Water may dilute the gel mixture to the point where it will not set to the required strength. Water in the holes should be removed before injecting the gel mixture. Water removal can be accomplished by conventional bailing and then injecting compressed gas to squeeze the water that accumulates in low spots back into the formation. Gas pressurization should be continued until the hole is dry. Another potential problem with gels is that dissolved salts in the formation waters may interfere with the cross-linking reactions. Any proposed gel mixtures must be tested with actual formation waters.
Equipment to mix and pump gels should have adequate capacity to fill the hole before the gel sets. Back-up units should be available in case something breaks while pumping. The volume of gel pumped should exceed the estimated hole volume to ensure the complete filling of all voids and allow for gel to infiltrate the joints in the coal seam surrounding the hole. Gel injection and setting pressures should be specified in the ventilation plan.

To reduce the potential for an inundation of gel, the final level of gel should be close to the level of the coal seam and the remainder of the hole
should remain open to the atmosphere until mining in the vicinity of the SDD system is completed. Packers may be used to isolate portions of the SDD system.

The complete polymer gel program, including advance testing of the gel with formation water, dewatering systems, gel specifications, gel quantities, gel placement, pressures, and pumping equipment must be specified in the ventilation plan. The MSDS for all gel components and any personal protective equipment and techniques to protect workers from the potentially harmful effects of the gel and gel components should be included in the ventilation plan. A record of the calculated hole volume, gel quantities, gel formulation, pump pressures, and flow rates and times should be retained for each hole that is treated with gel. Other gel chemistries other than organic polymers may be included in the ventilation plan with appropriate methods, parameters, and safety precautions.

3. Bentonite Gel – High-pressure injection of bentonite gel into the SDD system will infiltrate the cleat and butt joints of the coal seam near the well bore and effectively seal these conduits against the flow of methane. Bentonite gel is a thixotropic fluid that sets when it stops moving. Bentonite gel has a significantly lower setting viscosity than polymer gel. While the polymer gel fills and seals the borehole, the lower strength bentonite gel must penetrate the fractures and jointing in the coal seam in order to be effective in reducing formation permeability around the hole. The use of bentonite gel is restricted to depleted CBM applications that have low abandonment pressures and limited recharge potential. In general, these applications will be mature CBM fields with long production histories.

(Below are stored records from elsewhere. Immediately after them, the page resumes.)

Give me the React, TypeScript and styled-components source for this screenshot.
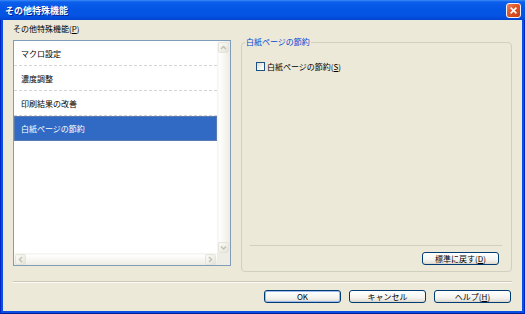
import React from 'react'
import styled, { createGlobalStyle, css } from 'styled-components'

const GlobalStyle = createGlobalStyle`
  html, body {
    margin: 0;
    padding: 0;
    background: #ece9d8;
  }
  body {
    font-family: "Noto Sans CJK JP", "Noto Sans", sans-serif;
    font-size: 8px;
    color: #000;
  }
  * {
    box-sizing: border-box;
  }
`

const Window = styled.div`
  width: 525px;
  height: 314px;
  display: flex;
  flex-direction: column;
  background: #0b4fe2;
  box-shadow: inset 1px 0 #0026c4, inset -1px 0 #0026c4, inset 0 -1px #001c96;
`

const TitleBar = styled.div`
  height: 20px;
  flex-shrink: 0;
  display: flex;
  align-items: center;
  justify-content: space-between;
  padding: 0 4px 0 5px;
  background: linear-gradient(
    to bottom,
    #3b8cf6 0,
    #0b5fea 2px,
    #0556e6 40%,
    #0453e2 80%,
    #0344d0 100%
  );
`

const TitleText = styled.span`
  color: #fff;
  font-size: 9px;
  font-weight: bold;
  text-shadow: 1px 1px #0a1f8a;
`

const CloseIcon = () => (
  <svg width="15" height="15" viewBox="0 0 15 15">
    <defs>
      <linearGradient id="closeFill" x1="0" y1="0" x2="1" y2="1">
        <stop offset="0" stopColor="#ef8764" />
        <stop offset="0.4" stopColor="#e2582c" />
        <stop offset="1" stopColor="#c93f15" />
      </linearGradient>
    </defs>
    <rect x="0.5" y="0.5" width="14" height="14" rx="2.5" fill="url(#closeFill)" stroke="#eef2fb" />
    <path d="M4.6 4.6 L10.4 10.4 M10.4 4.6 L4.6 10.4" stroke="#fff" strokeWidth="1.5" />
  </svg>
)

const Body = styled.div`
  flex: 1;
  margin: 0 3px 3px;
  background: #ece9d8;
  display: flex;
  flex-direction: column;
  padding: 0 10px;
`

const ContentRow = styled.div`
  height: 252px;
  display: flex;
  gap: 10px;
`

const LeftColumn = styled.div`
  width: 218px;
  display: flex;
  flex-direction: column;
`

const FieldLabel = styled.div`
  height: 20px;
  display: flex;
  align-items: center;
  padding-bottom: 4px;
`

const ListBox = styled.div`
  height: 226px;
  border: 1px solid #7f9db9;
  background: #fff;
  display: grid;
  grid-template-columns: 1fr 13px;
  grid-template-rows: 1fr 12px;
`

const Items = styled.div`
  overflow: hidden;
`

const ListItem = styled.div<{ $selected?: boolean }>`
  height: 25px;
  display: flex;
  align-items: center;
  padding-left: 7px;
  border-bottom: 1px dashed #d4d4d4;
  ${({ $selected }) =>
    $selected &&
    css`
      background: #316ac5;
      color: #fff;
      border-bottom: none;
      box-shadow: inset 0 0 0 1px #5b7bb0;
    `}
`

const VScroll = styled.div`
  display: flex;
  flex-direction: column;
  justify-content: space-between;
  background: linear-gradient(to right, #f3f2ec 0, #fefefe 20%, #f6f5f0 60%, #ecebe3 100%);
`

const HScroll = styled.div`
  display: flex;
  justify-content: space-between;
  background: linear-gradient(to bottom, #f3f2ec 0, #fefefe 20%, #f6f5f0 60%, #ecebe3 100%);
`

const Corner = styled.div`
  background: #eeede5;
`

const ScrollButton = styled.div`
  width: 11px;
  height: 11px;
  margin: 1px 1px 0;
  border: 1px solid #e6e4da;
  border-radius: 2px;
  background: linear-gradient(135deg, #fbfbf8 0%, #efeee7 60%, #e3e1d6 100%);
  display: flex;
  align-items: center;
  justify-content: center;
`

const GroupBox = styled.div`
  flex: 1;
  margin-top: 22px;
  height: 230px;
  border: 1px solid #d0d0bf;
  border-radius: 4px;
  position: relative;
  display: flex;
  flex-direction: column;
  padding: 18px 12px 6px 14px;
`

const GroupLegend = styled.span`
  position: absolute;
  top: -6px;
  left: 3px;
  padding: 0 1px;
  line-height: 10px;
  background: #ece9d8;
  color: #0046d5;
`

const CheckRow = styled.label`
  display: flex;
  align-items: center;
  gap: 2px;
  height: 10px;
`

const CheckBox = styled.span`
  width: 9px;
  height: 9px;
  border: 1px solid #1c5180;
  background: linear-gradient(135deg, #dcdcd4 0%, #f4f4f0 60%, #fff 100%);
`

const Spacer = styled.div`
  flex: 1;
`

const GroupSeparator = styled.div`
  height: 1px;
  background: #d0d0bf;
  margin: 0 -3px 6px -6px;
`

const ButtonRow = styled.div<{ $inGroup?: boolean }>`
  display: flex;
  justify-content: flex-end;
  gap: 8px;
  ${({ $inGroup }) =>
    !$inGroup &&
    css`
      margin-top: 7px;
      padding-right: 1px;
    `}
`

const Button = styled.div<{ $default?: boolean }>`
  width: 77px;
  height: 13px;
  border: 1px solid #003c74;
  border-radius: 3px;
  background: linear-gradient(to bottom, #fff 0%, #f5f4f0 60%, #e6e3d9 90%, #d6d0c5 100%);
  display: flex;
  align-items: center;
  justify-content: center;
  line-height: 1;
  ${({ $default }) =>
    $default &&
    css`
      box-shadow: inset 0 0 0 1px #9dbaf0;
    `}
`

const Separator = styled.div`
  margin-top: 9px;
  height: 2px;
  border-top: 1px solid #cdc9b9;
  border-bottom: 1px solid #fbfaf6;
`

const Arrow = ({ dir }: { dir: 'up' | 'down' | 'left' | 'right' }) => {
  const points = {
    up: '2,6 4.5,3.5 7,6',
    down: '2,3.5 4.5,6 7,3.5',
    left: '6,2 3.5,4.5 6,7',
    right: '3,2 5.5,4.5 3,7',
  }[dir]
  return (
    <svg width="9" height="9" viewBox="0 0 9 9">
      <polyline points={points} fill="none" stroke="#c4c2b4" strokeWidth="1.5" />
    </svg>
  )
}

const features = ['マクロ設定', '濃度調整', '印刷結果の改善', '白紙ページの節約']

export default function App() {
  const selected = 3
  return (
    <>
      <GlobalStyle />
      <Window>
        <TitleBar>
          <TitleText>その他特殊機能</TitleText>
          <CloseIcon />
        </TitleBar>
        <Body>
          <ContentRow>
            <LeftColumn>
              <FieldLabel>
                その他特殊機能(<u>P</u>)
              </FieldLabel>
              <ListBox>
                <Items>
                  {features.map((f, i) => (
                    <ListItem key={f} $selected={i === selected}>
                      {f}
                    </ListItem>
                  ))}
                </Items>
                <VScroll>
                  <ScrollButton>
                    <Arrow dir="up" />
                  </ScrollButton>
                  <ScrollButton>
                    <Arrow dir="down" />
                  </ScrollButton>
                </VScroll>
                <HScroll>
                  <ScrollButton>
                    <Arrow dir="left" />
                  </ScrollButton>
                  <ScrollButton>
                    <Arrow dir="right" />
                  </ScrollButton>
                </HScroll>
                <Corner />
              </ListBox>
            </LeftColumn>
            <GroupBox>
              <GroupLegend>白紙ページの節約</GroupLegend>
              <CheckRow>
                <CheckBox />
                <span>
                  白紙ページの節約(<u>S</u>)
                </span>
              </CheckRow>
              <Spacer />
              <GroupSeparator />
              <ButtonRow $inGroup>
                <Button>
                  標準に戻す(<u>D</u>)
                </Button>
              </ButtonRow>
            </GroupBox>
          </ContentRow>
          <Separator />
          <ButtonRow>
            <Button $default>OK</Button>
            <Button>キャンセル</Button>
            <Button>
              ヘルプ(<u>H</u>)
            </Button>
          </ButtonRow>
        </Body>
      </Window>
    </>
  )
}
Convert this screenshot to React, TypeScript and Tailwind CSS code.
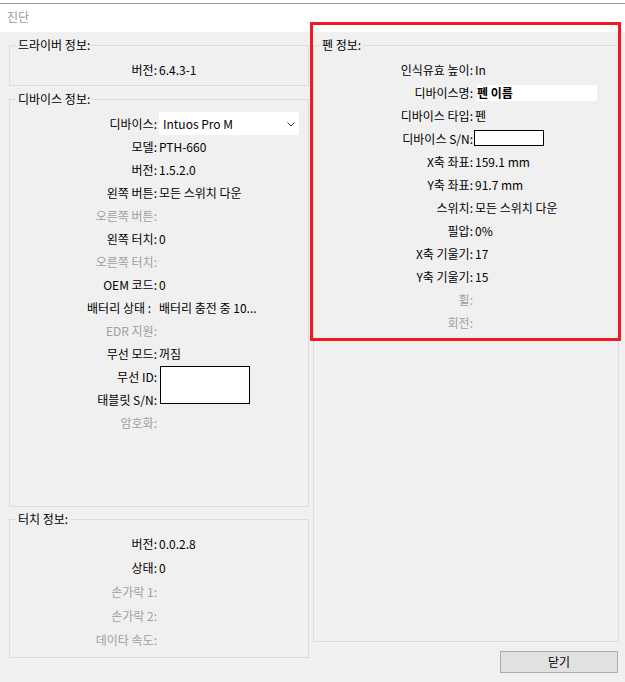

A slug of water should be injected prior to the bentonite gel in order to minimize moisture-loss bridging near the well bore. The volume of gel pumped should exceed the estimated hole volume to ensure that the gel infiltrates the joints in the coal seam for several feet surrounding the hole. Due to the large gel volume and potential problems with premature thixotropic setting, adequately sized pumping units with back-up capacity are required.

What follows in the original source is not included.